Another “commuter,” a construction worker whose job was at a site in a section of Pretoria called Sunnyside, stood long enough to tell me that he had received several reprimands, each formally inscribed on his work record, for falling asleep on the job. This man represented a particularly telling example of the dramatic changes that have occurred in the lives of some South African blacks, for his family had been landowners in a “black spot” called Doornkop, from which they were expelled along with 12,000 others in 1969. The compensation his family got from a government that never ceases to profess its devotion to principles of private enterprise came to less than $300. The man smiled bitterly as he mentioned the figure. Then, excusing himself, he removed a folded piece of newspaper he had been carrying under his jacket and spread it neatly on the floor between his feet. Next, with the suppleness of a yogi, he collapsed himself into a seated position on the paper with his knees drawn up to his chin and dropped his head.

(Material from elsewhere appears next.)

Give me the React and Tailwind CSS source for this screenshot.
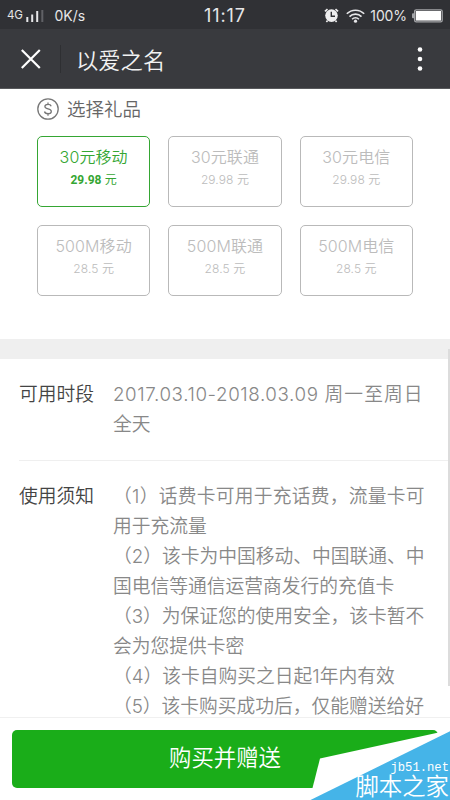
import { useState } from "react";

const gifts = [
  { name: "30元移动", price: "29.98 元" },
  { name: "30元联通", price: "29.98 元" },
  { name: "30元电信", price: "29.98 元" },
  { name: "500M移动", price: "28.5 元" },
  { name: "500M联通", price: "28.5 元" },
  { name: "500M电信", price: "28.5 元" },
];

const notices = [
  "（1）话费卡可用于充话费，流量卡可",
  "用于充流量",
  "（2）该卡为中国移动、中国联通、中",
  "国电信等通信运营商发行的充值卡",
  "（3）为保证您的使用安全，该卡暂不",
  "会为您提供卡密",
  "（4）该卡自购买之日起1年内有效",
  "（5）该卡购买成功后，仅能赠送给好",
];

function StatusBar() {
  return (
    <div className="relative flex h-[29px] shrink-0 items-center bg-[#303135] px-[7px] pt-0.5 text-[#e6e6e8]">
      <span className="text-[11.5px] tracking-tight">4G</span>
      <svg className="ml-1 h-3 w-[18px]" viewBox="0 0 18 12" fill="#e6e6e8">
        <rect x="0.3" y="7" width="2" height="5" />
        <rect x="5.2" y="4.5" width="2" height="7.5" />
        <rect x="10.2" y="1" width="2" height="11" />
        <rect x="15.3" y="0" width="2" height="12" fill="#606166" />
      </svg>
      <span className="ml-[10px] text-sm">0K/s</span>
      <span className="absolute top-[5px] left-[204px] text-[18px] leading-[22px] font-normal tracking-[0.9px]">
        11:17
      </span>
      <svg className="ml-auto h-[15px] w-[15px]" viewBox="0 0 15 15">
        <circle cx="7.5" cy="7.6" r="6.3" fill="#eeeeef" />
        <path d="M3.6 12.5l-1.2 1.5M11.4 12.5l1.2 1.5M0.9 3.4l2.6-2.2M14.1 3.4l-2.6-2.2" stroke="#eeeeef" strokeWidth="1.6" fill="none" />
        <path d="M7.3 3.8v4.5h3.7" stroke="#303135" strokeWidth="1.4" fill="none" />
      </svg>
      <svg className="ml-[7px] h-[14px] w-[19px]" viewBox="0 0 19 14" fill="none" stroke="#e6e6e8" strokeWidth="1.6">
        <path d="M0.8 4.8a12.3 12.3 0 0 1 17.4 0" />
        <path d="M3.5 7.6a8.5 8.5 0 0 1 12 0" />
        <path d="M6.1 10.2a4.8 4.8 0 0 1 6.8 0" />
        <circle cx="9.5" cy="12.2" r="1.6" fill="#e6e6e8" stroke="none" />
      </svg>
      <span className="ml-[5px] text-sm tracking-[-0.1px]">100%</span>
      <svg className="ml-[5px] h-[14px] w-[31px]" viewBox="0 0 31 14">
        <rect x="0" y="4.2" width="2.5" height="5" rx="1" fill="#a4a5a8" />
        <rect x="2.6" y="0.8" width="27.6" height="12" rx="1.6" fill="none" stroke="#a4a5a8" strokeWidth="1.3" />
        <rect x="3.8" y="2" width="25.2" height="9.6" fill="#fff" />
      </svg>
    </div>
  );
}

function TitleBar() {
  return (
    <div className="flex h-[60px] shrink-0 items-center border-b border-[#58595c] bg-[#393a3e] pr-[27px] pl-[21px]">
      <svg className="h-5 w-5" viewBox="0 0 20 20" stroke="#fff" strokeWidth="2.2">
        <path d="M0.8 1l18 18M18.8 1l-18 18" />
      </svg>
      <div className="ml-[19px] h-7 w-px bg-[#2e2f32]" />
      <h1 className="mt-[4px] ml-[15px] text-[22.3px] leading-[30px] font-[350] text-[#f2f2f3]">以爱之名</h1>
      <svg className="ml-auto h-6 w-[6px]" viewBox="0 0 6 24" fill="#fff">
        <circle cx="3" cy="2.5" r="2.3" />
        <circle cx="3" cy="12" r="2.3" />
        <circle cx="3" cy="21.5" r="2.3" />
      </svg>
    </div>
  );
}

function GiftCard({ gift, active, onSelect }) {
  const [amount, unit] = gift.price.split(" ");

  return (
    <button
      type="button"
      onClick={onSelect}
      className={`flex h-[71px] flex-col items-center rounded-[5px] border pt-[8px] ${
        active ? "border-[#35a633] text-[#35a633]" : "border-[#b9b9b9] text-[#bcbcbc]"
      }`}
    >
      <span className="text-base leading-6 font-[350] tracking-[0.1px] whitespace-nowrap">{gift.name}</span>
      {active ? (
        <span className="mt-px text-[12px] leading-5 whitespace-nowrap">
          <b className="font-[Roboto] font-bold">{amount}</b> {unit}
        </span>
      ) : (
        <span className="mt-px text-[12px] leading-5 font-[350] tracking-[0.1px] whitespace-nowrap">{gift.price}</span>
      )}
    </button>
  );
}

function Watermark() {
  return (
    <div className="absolute right-0 bottom-0 h-[70px] w-[140px] text-white">
      <svg className="absolute inset-0 h-[70px] w-[140px]" viewBox="0 0 140 70">
        <path d="M140 0L10 28.5L2 60L0 70H140Z" fill="#fff" />
        <path d="M0.5 70L140 1.3V70Z" fill="#45b4e8" />
      </svg>
      <div className="absolute right-px bottom-px flex flex-col items-end">
        <span className="font-['Liberation_Mono',monospace] text-[12.2px] leading-[14px]">jb51.net</span>
        <span className="text-[23.4px] leading-[24px] font-[350] whitespace-nowrap">脚本之家</span>
      </div>
    </div>
  );
}

function App() {
  const [selected, setSelected] = useState(0);

  return (
    <div className="relative flex h-[800px] w-[450px] flex-col overflow-hidden bg-white font-['Inter','Noto_Sans_CJK_SC',sans-serif]">
      <StatusBar />
      <TitleBar />

      <main className="min-h-0 flex-1 overflow-hidden">
        <section className="h-[250px] pt-[6px] pr-[37px] pl-[37px]">
          <div className="flex items-center gap-2 text-[#666]">
            <svg className="h-[22px] w-[22px]" viewBox="0 0 22 22" fill="none" stroke="#777" strokeWidth="1.3">
              <circle cx="11" cy="11" r="10.2" />
              <path d="M14.2 8.2c-.4-1.2-1.6-1.9-3.2-1.9-1.8 0-3.1.9-3.1 2.2 0 3.2 6.4 1.6 6.4 4.9 0 1.4-1.4 2.3-3.3 2.3s-3.2-.9-3.5-2.2M11 4.5v2M11 15.7v2" />
            </svg>
            <h2 className="text-[18.5px] leading-7 font-[350]">选择礼品</h2>
          </div>
          <div className="mt-[13px] grid grid-cols-3 gap-[18px]">
            {gifts.map((gift, index) => (
              <GiftCard
                key={gift.name}
                gift={gift}
                active={index === selected}
                onSelect={() => setSelected(index)}
              />
            ))}
          </div>
        </section>

        <div className="h-[20px] bg-[#efefef]" />

        <div className="ml-[19px] text-[18.75px] leading-[30px] font-[350] whitespace-nowrap">
          <section className="flex h-[102px] border-b border-[#efefef] pt-[21px]">
            <h3 className="w-[94px] shrink-0 text-[#444]">可用时段</h3>
            <div className="text-[#888]">
              <p>
                <span className="tracking-[0.6px]">2017.03.10-2018.03.09 </span>
                <span className="tracking-[1.1px]">周一至周日</span>
              </p>
              <p>全天</p>
            </div>
          </section>
          <section className="flex pt-[21px]">
            <h3 className="w-[94px] shrink-0 text-[#444]">使用须知</h3>
            <div className="text-[#888]">
              {notices.map((line) => (
                <p key={line} className="first:tracking-[0.25px]">
                  {line}
                </p>
              ))}
            </div>
          </section>
        </div>
      </main>

      <footer className="h-[83px] shrink-0 border-t border-[#f0f0f0] bg-white px-3 pt-3">
        <button
          type="button"
          className="h-[58px] w-full rounded-[5px] bg-[#1aad19] pb-[3px] text-[22.4px] font-[350] text-white"
        >
          购买并赠送
        </button>
      </footer>

      {/* scroll indicator */}
      <div className="absolute top-[349px] right-0 h-[337px] w-[2px] bg-[#dcdcdc]" />
      <Watermark />
    </div>
  );
}

export default App;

I looked around. Aside from the driver and one man who was smoking about four rows from the rear of the bus, David and I and a black Putco official who had graciously come along to run interference for us appeared to be the only persons out of more than ninety who had not now dozed off. The center aisle was packed with bodies wound around themselves like anchovies in a can. The motion of the bus threw some happenstance couples, men and women who got on at different stops, into intimate contact. A young woman’s head slumped on the shoulder of the man seated next to her, who was too far gone to recognize his good fortune. Nearer the front a young man clutched restlessly in his sleep at the sleeping woman next to him. Some of the heads lolled backward, but most of the forms were bent forward like that of the man who carried the foam rubber. By three forty-five the bus had reached the highway, and the ride was now smoother. Their heads covered, blankets over their shoulders, the passengers swayed like Orthodox Jews in prayer. Or, in the eerie light of the two overhead bulbs, they could be seen as a congregation of specters, souls in purgatory.